▶ **Task details**
Below are entries; repeat exactly, and nothing else, the lines from the one holding "Clone this screenshot" through the one holding "import React from 'react';", inclusive. Leave the pictures out.

===== Extracted entries =====

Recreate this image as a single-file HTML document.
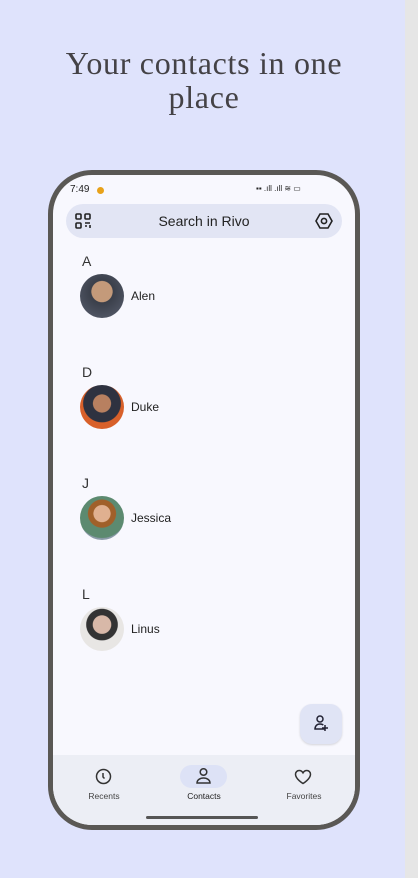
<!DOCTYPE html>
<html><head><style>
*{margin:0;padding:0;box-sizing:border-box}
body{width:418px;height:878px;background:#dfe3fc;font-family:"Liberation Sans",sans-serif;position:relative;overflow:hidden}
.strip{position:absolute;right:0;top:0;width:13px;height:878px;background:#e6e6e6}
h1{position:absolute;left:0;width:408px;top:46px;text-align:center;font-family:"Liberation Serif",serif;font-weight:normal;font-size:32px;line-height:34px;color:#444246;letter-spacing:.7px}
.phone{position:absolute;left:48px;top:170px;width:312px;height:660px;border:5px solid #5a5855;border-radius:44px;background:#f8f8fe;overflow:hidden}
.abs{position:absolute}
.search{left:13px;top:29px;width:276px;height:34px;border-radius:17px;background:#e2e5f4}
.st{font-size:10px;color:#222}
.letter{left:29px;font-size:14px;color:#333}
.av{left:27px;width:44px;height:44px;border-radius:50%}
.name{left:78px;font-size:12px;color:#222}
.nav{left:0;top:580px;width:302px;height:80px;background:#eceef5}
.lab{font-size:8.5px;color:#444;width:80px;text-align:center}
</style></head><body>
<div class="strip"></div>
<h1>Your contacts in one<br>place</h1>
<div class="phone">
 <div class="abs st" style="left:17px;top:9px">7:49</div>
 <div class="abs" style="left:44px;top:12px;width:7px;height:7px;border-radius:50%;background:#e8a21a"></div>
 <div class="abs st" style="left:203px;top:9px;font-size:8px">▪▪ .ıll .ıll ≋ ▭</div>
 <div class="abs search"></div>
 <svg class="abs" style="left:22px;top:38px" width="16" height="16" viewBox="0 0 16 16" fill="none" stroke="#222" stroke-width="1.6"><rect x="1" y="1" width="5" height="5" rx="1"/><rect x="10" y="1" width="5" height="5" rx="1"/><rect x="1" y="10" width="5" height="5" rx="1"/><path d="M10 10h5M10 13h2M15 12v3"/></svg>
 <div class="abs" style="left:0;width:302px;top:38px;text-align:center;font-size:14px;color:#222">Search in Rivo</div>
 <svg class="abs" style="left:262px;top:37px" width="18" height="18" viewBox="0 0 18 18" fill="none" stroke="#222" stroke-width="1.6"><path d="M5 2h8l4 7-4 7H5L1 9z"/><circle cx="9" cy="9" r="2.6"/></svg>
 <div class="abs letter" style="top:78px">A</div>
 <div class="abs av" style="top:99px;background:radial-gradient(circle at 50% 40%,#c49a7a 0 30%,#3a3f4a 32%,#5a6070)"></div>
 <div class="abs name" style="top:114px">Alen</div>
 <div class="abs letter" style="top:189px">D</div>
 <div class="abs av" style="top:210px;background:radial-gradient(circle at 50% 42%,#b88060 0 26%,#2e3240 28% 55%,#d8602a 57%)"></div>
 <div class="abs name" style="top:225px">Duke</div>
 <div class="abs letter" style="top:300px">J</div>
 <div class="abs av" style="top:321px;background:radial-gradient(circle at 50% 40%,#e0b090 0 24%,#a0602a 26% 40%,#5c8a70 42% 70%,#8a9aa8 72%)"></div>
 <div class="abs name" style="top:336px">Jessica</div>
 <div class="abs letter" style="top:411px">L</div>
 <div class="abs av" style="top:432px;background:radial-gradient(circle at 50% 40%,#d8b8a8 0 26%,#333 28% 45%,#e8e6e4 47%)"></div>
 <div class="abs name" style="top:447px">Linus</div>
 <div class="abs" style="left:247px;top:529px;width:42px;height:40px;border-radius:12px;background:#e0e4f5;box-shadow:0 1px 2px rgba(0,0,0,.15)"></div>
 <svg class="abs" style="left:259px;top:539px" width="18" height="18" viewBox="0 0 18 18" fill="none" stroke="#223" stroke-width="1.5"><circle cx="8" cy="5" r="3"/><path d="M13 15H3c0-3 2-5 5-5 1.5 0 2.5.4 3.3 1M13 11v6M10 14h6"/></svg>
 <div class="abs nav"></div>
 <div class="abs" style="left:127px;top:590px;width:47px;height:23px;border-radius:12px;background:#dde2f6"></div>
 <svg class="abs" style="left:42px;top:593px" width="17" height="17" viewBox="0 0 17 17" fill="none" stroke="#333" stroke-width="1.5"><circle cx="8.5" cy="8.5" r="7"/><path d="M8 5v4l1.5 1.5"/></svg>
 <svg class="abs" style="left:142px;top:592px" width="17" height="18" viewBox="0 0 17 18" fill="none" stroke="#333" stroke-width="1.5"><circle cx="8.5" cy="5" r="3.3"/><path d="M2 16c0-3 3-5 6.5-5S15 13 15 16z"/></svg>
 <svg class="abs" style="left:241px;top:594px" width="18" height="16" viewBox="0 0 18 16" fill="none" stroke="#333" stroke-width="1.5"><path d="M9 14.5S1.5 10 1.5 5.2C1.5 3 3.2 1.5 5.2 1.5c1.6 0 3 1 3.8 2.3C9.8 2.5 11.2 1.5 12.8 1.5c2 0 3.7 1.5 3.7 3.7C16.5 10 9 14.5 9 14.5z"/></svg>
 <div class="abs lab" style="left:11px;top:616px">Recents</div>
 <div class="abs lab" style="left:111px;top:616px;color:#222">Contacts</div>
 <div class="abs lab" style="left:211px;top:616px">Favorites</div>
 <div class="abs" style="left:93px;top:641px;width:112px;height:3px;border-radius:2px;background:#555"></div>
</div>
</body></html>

=====
===== Extracted entries =====

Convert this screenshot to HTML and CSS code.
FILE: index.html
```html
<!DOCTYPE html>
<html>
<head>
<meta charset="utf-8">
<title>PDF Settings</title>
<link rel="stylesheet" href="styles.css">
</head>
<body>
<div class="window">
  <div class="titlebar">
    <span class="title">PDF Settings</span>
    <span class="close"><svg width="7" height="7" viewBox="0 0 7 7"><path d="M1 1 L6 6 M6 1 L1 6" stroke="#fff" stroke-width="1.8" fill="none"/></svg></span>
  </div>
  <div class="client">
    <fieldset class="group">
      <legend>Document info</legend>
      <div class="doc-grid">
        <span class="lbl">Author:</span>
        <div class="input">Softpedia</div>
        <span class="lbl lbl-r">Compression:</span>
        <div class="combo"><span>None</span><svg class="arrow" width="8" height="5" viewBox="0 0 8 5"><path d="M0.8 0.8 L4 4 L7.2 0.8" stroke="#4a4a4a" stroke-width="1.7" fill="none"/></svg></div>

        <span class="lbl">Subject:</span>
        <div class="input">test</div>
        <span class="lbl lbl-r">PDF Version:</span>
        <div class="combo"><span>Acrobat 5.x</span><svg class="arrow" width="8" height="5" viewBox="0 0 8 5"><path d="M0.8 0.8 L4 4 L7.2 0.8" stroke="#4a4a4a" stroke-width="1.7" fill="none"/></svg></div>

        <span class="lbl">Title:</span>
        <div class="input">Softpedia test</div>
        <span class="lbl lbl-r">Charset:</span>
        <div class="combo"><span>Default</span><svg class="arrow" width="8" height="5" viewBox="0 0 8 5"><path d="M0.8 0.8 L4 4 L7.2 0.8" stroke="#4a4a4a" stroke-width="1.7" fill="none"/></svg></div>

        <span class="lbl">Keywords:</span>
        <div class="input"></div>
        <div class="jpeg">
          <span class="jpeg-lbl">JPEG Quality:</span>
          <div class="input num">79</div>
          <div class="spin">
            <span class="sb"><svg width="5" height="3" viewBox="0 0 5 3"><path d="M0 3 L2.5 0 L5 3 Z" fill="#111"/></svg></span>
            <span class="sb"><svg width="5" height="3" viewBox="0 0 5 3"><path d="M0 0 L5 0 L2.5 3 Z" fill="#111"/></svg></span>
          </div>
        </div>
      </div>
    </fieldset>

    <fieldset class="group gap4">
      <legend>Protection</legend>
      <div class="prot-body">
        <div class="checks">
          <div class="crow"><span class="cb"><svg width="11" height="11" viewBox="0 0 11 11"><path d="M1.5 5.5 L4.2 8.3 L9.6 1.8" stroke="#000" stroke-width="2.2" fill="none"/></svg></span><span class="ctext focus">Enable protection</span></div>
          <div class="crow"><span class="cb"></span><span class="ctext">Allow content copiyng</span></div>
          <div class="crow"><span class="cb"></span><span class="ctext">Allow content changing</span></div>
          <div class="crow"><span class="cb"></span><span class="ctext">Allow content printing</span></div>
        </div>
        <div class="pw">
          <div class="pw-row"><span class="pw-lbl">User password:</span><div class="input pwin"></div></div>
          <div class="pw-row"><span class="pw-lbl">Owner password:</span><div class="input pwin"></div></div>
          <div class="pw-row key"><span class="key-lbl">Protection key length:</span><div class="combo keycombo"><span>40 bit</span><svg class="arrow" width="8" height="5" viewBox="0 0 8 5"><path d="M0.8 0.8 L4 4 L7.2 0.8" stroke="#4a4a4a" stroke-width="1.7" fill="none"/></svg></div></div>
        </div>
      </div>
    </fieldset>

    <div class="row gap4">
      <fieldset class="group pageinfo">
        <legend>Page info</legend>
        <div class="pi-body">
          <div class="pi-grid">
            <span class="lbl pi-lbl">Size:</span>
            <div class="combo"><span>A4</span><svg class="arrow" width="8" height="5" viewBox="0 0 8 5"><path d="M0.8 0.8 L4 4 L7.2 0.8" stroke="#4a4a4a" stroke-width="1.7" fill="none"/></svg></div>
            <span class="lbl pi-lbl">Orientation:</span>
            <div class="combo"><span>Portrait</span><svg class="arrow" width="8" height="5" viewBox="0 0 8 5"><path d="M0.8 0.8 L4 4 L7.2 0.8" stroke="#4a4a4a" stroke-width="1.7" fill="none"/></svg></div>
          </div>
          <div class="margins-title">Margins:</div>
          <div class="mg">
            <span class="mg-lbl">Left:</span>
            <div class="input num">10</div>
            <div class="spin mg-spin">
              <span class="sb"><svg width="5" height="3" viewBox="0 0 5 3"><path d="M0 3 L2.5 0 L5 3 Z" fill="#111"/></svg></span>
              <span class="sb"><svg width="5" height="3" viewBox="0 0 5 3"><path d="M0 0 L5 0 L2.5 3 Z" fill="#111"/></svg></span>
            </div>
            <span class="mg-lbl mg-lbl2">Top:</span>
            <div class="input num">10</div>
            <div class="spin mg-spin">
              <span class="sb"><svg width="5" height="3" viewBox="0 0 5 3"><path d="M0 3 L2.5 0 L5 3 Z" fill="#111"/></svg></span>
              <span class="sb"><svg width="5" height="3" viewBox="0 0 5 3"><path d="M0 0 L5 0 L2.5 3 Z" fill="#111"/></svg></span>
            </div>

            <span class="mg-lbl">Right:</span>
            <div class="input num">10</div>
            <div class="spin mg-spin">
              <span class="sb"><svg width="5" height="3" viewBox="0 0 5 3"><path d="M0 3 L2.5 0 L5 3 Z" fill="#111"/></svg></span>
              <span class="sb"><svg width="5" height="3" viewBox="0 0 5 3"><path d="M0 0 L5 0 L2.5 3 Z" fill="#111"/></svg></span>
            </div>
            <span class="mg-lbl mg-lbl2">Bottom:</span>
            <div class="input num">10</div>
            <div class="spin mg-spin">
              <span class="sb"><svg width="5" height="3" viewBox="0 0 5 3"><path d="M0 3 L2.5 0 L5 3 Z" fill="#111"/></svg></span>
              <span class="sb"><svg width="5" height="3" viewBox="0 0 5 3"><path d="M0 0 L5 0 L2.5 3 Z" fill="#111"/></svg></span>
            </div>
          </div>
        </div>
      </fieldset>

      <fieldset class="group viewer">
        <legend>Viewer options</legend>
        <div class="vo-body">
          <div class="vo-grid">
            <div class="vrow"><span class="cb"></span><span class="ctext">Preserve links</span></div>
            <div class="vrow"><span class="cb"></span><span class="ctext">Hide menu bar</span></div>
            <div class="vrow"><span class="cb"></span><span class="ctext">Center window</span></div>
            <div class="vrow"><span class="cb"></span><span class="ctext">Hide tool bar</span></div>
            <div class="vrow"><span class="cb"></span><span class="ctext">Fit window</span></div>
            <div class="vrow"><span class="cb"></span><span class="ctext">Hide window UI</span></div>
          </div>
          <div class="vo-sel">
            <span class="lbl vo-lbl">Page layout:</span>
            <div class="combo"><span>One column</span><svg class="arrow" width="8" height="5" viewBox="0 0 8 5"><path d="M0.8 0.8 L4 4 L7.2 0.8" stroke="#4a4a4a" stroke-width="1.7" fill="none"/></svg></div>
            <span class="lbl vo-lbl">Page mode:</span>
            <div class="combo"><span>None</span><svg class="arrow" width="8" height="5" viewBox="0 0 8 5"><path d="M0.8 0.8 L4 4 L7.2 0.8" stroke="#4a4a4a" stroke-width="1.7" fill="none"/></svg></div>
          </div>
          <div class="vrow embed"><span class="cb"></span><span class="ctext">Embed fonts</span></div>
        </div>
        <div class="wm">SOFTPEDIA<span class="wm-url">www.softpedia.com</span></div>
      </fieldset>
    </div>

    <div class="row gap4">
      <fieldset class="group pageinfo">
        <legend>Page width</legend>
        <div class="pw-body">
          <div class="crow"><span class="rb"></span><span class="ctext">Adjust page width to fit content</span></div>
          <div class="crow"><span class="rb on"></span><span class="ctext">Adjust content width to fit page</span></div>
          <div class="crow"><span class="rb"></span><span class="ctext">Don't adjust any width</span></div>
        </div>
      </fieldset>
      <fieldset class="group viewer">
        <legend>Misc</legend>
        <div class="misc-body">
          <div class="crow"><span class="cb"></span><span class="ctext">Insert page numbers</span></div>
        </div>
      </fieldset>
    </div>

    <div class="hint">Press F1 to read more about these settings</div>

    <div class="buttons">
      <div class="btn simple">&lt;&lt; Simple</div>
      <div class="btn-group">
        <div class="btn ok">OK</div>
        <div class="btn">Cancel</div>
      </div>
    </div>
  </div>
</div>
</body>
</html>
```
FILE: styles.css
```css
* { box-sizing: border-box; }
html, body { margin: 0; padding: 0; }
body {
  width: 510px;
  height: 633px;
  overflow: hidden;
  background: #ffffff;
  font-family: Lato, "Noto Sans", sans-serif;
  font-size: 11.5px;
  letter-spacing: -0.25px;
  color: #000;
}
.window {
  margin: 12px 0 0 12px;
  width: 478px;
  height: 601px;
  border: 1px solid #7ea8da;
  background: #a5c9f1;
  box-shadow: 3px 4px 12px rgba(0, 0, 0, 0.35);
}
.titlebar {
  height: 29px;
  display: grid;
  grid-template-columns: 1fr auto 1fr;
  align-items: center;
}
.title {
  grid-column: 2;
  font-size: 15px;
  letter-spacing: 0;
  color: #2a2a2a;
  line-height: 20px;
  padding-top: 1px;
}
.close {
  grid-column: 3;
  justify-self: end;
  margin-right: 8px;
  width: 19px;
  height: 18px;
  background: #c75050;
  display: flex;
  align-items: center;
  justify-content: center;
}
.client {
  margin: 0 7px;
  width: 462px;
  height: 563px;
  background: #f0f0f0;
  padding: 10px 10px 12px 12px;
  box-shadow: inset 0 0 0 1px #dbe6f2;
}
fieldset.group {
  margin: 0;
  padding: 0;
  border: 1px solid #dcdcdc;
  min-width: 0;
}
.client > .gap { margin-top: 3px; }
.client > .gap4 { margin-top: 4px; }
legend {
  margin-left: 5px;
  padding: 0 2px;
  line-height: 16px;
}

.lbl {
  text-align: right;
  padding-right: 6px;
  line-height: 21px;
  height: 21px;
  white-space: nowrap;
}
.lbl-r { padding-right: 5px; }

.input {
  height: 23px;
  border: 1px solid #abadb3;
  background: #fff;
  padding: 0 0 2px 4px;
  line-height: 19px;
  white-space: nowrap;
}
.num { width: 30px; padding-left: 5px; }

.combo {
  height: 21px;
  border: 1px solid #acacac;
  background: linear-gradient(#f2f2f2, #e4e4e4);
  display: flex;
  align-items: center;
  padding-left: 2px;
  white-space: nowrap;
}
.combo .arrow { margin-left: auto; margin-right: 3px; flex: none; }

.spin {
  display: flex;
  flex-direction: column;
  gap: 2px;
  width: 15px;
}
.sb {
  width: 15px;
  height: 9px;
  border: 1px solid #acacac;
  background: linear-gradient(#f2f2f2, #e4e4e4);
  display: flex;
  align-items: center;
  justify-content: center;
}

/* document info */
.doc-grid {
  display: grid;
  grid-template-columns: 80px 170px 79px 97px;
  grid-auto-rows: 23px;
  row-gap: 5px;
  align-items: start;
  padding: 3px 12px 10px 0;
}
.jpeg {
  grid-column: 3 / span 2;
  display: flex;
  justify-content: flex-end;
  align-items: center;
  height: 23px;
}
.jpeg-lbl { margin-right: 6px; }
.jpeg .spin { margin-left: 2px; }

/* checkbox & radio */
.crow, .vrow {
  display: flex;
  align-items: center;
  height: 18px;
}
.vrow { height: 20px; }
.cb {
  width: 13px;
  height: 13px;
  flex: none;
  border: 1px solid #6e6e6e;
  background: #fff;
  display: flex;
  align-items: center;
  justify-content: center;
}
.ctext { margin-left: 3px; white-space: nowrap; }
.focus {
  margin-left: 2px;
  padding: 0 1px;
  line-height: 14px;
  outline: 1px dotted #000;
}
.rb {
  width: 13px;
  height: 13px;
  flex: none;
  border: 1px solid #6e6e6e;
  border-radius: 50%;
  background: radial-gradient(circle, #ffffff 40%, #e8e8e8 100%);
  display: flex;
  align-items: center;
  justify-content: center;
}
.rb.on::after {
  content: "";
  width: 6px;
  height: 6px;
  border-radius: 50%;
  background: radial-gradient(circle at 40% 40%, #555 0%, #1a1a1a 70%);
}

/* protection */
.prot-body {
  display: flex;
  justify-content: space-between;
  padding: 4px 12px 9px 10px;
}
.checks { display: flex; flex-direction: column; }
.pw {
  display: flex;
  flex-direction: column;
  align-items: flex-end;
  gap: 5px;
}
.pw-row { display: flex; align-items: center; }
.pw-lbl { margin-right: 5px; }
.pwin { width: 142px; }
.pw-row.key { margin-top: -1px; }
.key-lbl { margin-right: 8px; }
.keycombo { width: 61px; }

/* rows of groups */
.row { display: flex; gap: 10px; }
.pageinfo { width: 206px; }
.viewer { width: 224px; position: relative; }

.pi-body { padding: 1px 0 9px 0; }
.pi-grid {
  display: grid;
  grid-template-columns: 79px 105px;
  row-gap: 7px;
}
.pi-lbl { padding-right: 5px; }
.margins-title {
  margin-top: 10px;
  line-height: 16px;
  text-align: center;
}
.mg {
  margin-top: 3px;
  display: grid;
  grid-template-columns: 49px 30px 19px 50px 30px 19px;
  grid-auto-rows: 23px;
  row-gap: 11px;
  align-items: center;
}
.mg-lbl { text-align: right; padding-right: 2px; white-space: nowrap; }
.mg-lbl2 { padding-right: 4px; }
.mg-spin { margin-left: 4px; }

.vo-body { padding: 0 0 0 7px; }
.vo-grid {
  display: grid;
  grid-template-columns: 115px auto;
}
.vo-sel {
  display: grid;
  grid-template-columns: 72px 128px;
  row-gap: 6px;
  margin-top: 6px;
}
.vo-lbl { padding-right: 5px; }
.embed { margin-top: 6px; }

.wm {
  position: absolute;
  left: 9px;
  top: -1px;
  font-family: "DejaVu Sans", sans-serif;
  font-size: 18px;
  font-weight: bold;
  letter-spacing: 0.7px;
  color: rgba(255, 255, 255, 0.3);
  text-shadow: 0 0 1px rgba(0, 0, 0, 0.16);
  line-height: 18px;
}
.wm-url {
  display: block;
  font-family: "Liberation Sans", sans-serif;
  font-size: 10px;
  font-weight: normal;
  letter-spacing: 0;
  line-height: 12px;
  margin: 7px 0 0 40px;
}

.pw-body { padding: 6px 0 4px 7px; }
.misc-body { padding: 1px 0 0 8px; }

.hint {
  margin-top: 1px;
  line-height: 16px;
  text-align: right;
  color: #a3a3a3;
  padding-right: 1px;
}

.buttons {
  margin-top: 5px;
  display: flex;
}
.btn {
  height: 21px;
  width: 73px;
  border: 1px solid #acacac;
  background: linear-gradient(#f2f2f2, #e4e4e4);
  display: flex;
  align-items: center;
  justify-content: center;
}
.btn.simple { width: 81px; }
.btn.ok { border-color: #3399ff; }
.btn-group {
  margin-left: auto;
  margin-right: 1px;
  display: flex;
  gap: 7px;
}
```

=====
===== Extracted entries =====

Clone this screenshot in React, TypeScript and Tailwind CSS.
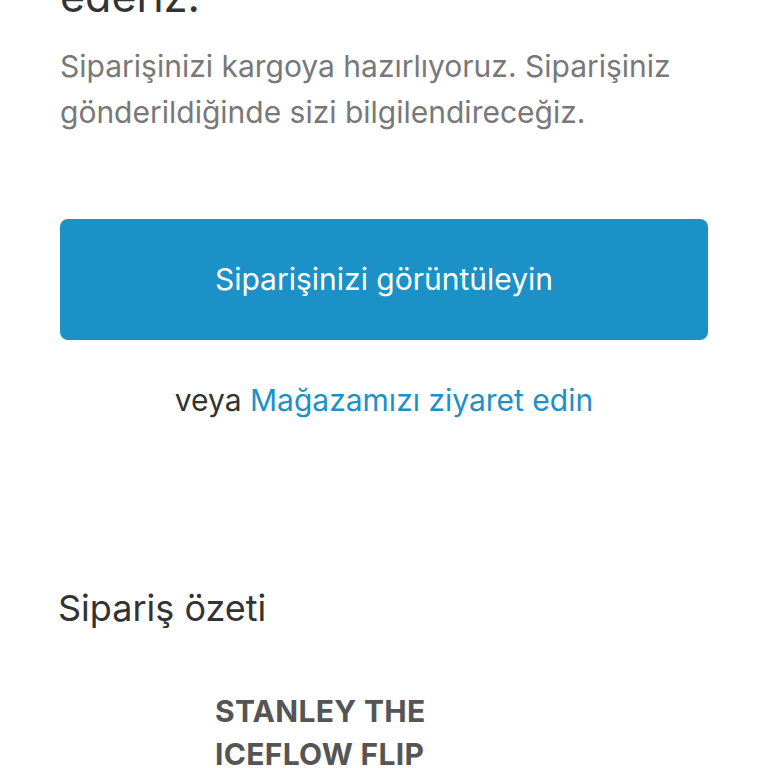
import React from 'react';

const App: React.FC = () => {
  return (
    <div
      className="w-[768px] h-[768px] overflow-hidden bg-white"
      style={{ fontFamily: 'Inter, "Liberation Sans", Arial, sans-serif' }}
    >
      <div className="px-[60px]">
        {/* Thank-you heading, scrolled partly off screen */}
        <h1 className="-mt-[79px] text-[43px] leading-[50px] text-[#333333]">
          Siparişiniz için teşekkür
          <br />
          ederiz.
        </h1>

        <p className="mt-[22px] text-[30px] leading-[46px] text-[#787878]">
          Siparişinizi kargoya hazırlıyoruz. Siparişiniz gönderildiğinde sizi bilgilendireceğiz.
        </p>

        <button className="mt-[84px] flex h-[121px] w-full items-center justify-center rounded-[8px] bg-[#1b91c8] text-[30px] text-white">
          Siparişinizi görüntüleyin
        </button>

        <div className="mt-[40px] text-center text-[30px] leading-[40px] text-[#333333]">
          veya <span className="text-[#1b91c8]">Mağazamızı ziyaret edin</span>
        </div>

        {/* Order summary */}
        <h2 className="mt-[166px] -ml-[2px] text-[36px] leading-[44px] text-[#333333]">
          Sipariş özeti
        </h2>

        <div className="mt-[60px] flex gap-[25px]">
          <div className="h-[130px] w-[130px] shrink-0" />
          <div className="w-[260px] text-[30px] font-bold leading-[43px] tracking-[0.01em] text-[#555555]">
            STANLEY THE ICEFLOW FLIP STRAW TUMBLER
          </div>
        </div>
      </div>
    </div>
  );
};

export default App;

=====

▶ **Solution below**
Clone this screenshot in React, TypeScript and Tailwind CSS.
import React from 'react';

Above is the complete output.